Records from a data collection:
--- begin ---

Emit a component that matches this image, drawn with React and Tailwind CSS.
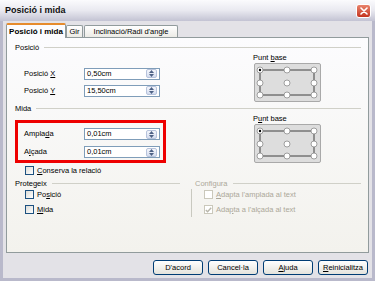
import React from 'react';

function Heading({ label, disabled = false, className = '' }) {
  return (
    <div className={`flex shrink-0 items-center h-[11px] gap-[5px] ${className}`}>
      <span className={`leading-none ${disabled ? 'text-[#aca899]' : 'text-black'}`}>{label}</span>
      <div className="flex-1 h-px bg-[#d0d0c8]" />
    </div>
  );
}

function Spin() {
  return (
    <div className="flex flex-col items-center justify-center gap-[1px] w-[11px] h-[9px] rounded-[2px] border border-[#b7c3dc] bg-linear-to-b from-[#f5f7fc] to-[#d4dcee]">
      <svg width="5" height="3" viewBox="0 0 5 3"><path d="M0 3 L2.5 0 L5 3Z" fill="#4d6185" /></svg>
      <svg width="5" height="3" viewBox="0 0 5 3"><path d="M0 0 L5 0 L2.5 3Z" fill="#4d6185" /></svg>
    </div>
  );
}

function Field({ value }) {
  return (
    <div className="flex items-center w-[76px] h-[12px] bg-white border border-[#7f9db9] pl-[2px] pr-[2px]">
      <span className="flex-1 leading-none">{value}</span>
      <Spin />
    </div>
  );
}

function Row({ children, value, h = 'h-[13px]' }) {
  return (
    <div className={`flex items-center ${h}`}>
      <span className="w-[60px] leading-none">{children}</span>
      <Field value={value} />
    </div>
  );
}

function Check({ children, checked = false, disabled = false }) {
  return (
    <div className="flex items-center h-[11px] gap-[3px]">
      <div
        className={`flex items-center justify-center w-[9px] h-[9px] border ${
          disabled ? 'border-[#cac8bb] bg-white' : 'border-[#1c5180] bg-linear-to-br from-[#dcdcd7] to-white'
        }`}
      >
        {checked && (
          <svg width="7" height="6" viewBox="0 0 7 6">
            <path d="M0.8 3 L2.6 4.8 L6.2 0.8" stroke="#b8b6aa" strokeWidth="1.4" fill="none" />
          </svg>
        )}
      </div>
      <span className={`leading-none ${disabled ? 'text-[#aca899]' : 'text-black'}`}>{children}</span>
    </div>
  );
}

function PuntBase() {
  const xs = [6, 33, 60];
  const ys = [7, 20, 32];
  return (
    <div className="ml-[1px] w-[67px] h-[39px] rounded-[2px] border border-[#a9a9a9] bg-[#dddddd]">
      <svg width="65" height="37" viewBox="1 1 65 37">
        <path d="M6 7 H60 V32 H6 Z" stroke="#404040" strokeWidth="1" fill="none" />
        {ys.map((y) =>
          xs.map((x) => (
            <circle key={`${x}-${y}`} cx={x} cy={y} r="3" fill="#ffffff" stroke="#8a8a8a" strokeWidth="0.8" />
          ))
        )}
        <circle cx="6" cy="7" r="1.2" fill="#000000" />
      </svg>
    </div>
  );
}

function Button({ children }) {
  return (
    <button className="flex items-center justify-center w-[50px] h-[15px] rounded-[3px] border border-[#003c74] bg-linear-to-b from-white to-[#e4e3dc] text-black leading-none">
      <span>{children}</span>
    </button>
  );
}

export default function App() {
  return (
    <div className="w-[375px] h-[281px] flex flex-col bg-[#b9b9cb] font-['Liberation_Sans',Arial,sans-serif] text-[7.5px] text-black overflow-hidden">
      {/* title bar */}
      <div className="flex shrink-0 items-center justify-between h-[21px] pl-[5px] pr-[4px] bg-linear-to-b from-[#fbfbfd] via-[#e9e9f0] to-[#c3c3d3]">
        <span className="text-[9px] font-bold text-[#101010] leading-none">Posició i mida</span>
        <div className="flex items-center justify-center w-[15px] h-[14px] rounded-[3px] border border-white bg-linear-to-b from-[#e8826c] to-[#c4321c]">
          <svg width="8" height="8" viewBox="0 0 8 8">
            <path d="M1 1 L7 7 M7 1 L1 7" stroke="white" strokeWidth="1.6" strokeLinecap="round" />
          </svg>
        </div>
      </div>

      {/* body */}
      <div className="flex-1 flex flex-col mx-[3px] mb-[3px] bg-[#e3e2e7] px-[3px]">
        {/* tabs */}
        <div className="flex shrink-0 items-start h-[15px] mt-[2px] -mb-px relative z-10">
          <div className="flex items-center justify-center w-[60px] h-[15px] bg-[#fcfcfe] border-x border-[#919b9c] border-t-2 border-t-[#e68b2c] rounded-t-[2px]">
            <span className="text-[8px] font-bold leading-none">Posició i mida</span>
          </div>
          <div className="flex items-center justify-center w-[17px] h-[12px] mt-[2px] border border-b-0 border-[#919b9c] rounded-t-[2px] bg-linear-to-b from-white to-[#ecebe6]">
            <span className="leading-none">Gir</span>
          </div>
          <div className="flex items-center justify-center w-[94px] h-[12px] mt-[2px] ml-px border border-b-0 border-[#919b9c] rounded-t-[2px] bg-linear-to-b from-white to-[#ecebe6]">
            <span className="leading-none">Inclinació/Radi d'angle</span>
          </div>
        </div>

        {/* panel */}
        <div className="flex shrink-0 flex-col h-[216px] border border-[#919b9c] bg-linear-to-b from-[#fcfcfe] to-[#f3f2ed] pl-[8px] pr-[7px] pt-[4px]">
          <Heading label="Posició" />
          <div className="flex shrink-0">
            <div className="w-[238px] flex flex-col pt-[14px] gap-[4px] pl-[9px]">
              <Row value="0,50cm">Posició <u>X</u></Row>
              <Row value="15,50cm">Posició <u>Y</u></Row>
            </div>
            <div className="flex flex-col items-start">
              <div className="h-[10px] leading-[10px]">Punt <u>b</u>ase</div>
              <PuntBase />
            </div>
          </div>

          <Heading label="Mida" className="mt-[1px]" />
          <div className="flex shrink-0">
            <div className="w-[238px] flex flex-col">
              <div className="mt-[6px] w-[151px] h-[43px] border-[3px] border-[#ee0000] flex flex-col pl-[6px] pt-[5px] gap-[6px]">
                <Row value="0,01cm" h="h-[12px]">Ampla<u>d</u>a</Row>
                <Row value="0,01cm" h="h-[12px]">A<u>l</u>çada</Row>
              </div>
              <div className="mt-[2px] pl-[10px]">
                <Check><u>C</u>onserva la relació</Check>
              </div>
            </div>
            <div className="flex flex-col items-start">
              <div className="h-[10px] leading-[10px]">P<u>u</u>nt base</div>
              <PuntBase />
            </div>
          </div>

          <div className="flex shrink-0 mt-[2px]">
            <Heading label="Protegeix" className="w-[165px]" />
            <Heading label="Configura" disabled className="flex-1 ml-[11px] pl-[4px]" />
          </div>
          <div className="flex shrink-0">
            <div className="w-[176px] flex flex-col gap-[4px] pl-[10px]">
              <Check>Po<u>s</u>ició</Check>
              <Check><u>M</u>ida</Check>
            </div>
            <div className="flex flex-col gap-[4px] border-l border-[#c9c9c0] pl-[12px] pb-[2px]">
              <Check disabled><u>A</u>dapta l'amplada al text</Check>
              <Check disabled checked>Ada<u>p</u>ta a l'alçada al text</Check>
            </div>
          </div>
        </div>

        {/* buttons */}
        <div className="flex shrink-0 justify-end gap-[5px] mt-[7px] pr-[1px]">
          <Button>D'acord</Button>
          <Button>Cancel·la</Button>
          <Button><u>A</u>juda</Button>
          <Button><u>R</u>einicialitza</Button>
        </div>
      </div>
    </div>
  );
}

--- end ---
--- begin ---

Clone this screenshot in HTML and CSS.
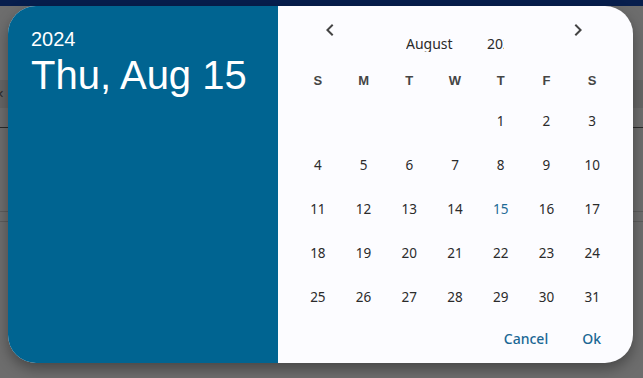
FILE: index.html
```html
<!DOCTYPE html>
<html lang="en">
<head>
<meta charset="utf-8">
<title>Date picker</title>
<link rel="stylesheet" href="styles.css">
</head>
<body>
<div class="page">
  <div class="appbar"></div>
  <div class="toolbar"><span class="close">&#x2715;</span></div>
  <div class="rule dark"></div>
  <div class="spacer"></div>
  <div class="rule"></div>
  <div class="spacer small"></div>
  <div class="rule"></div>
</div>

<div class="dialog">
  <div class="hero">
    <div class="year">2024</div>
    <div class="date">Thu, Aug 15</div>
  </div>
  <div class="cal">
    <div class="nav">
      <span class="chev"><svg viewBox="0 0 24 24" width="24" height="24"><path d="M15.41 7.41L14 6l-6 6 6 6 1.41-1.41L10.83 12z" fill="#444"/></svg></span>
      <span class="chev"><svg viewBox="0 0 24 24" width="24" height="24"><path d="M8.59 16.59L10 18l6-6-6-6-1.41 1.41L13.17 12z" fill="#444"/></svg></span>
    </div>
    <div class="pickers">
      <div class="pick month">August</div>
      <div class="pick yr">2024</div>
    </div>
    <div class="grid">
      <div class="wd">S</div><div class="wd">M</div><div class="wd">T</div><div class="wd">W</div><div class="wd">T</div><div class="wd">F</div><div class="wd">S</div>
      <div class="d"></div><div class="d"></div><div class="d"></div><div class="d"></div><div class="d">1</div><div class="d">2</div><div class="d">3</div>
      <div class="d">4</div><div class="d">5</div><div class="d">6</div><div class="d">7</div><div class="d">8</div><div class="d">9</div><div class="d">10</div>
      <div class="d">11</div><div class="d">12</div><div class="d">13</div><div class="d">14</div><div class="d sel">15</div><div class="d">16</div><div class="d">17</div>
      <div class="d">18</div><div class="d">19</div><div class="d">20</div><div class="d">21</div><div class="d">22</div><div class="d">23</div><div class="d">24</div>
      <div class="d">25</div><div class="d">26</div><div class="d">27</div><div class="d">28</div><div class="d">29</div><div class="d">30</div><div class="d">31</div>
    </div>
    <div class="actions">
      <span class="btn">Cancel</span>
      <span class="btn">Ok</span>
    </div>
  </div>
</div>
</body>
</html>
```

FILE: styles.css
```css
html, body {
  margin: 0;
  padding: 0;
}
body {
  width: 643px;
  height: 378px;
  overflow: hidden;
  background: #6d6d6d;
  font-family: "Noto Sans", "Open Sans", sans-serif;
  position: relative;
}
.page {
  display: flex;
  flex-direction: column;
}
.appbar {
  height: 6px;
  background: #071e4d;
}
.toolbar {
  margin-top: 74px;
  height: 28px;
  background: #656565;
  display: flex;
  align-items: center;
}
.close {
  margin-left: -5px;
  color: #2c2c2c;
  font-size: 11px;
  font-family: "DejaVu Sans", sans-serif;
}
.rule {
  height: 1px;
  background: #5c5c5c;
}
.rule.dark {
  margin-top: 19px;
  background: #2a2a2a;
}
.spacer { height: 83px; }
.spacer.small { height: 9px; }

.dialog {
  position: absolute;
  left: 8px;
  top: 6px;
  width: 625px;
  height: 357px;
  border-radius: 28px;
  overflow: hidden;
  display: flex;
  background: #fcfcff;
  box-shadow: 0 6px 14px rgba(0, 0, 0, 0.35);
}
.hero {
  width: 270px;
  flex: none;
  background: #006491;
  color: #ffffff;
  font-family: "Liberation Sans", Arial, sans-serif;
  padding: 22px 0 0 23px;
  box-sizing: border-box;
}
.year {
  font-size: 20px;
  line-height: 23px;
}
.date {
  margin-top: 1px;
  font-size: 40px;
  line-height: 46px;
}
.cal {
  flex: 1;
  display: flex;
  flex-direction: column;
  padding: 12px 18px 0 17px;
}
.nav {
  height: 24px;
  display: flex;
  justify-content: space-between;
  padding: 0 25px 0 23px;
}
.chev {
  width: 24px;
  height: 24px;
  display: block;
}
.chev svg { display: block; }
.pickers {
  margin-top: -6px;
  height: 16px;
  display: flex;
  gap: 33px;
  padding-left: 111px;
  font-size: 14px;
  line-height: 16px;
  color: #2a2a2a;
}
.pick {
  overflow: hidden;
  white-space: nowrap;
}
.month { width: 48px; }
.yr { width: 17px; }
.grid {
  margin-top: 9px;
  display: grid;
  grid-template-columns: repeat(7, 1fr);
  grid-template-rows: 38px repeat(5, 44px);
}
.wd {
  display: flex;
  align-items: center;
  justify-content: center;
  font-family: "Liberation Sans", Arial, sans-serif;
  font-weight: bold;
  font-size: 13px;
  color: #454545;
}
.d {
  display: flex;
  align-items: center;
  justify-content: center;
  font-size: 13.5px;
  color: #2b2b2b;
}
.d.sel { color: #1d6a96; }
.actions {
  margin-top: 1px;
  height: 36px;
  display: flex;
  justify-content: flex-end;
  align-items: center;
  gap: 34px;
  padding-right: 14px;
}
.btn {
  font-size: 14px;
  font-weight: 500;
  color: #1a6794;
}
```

--- end ---

How many lines of the listing above include the word "this"? State the number and nothing else.

> [The result] 2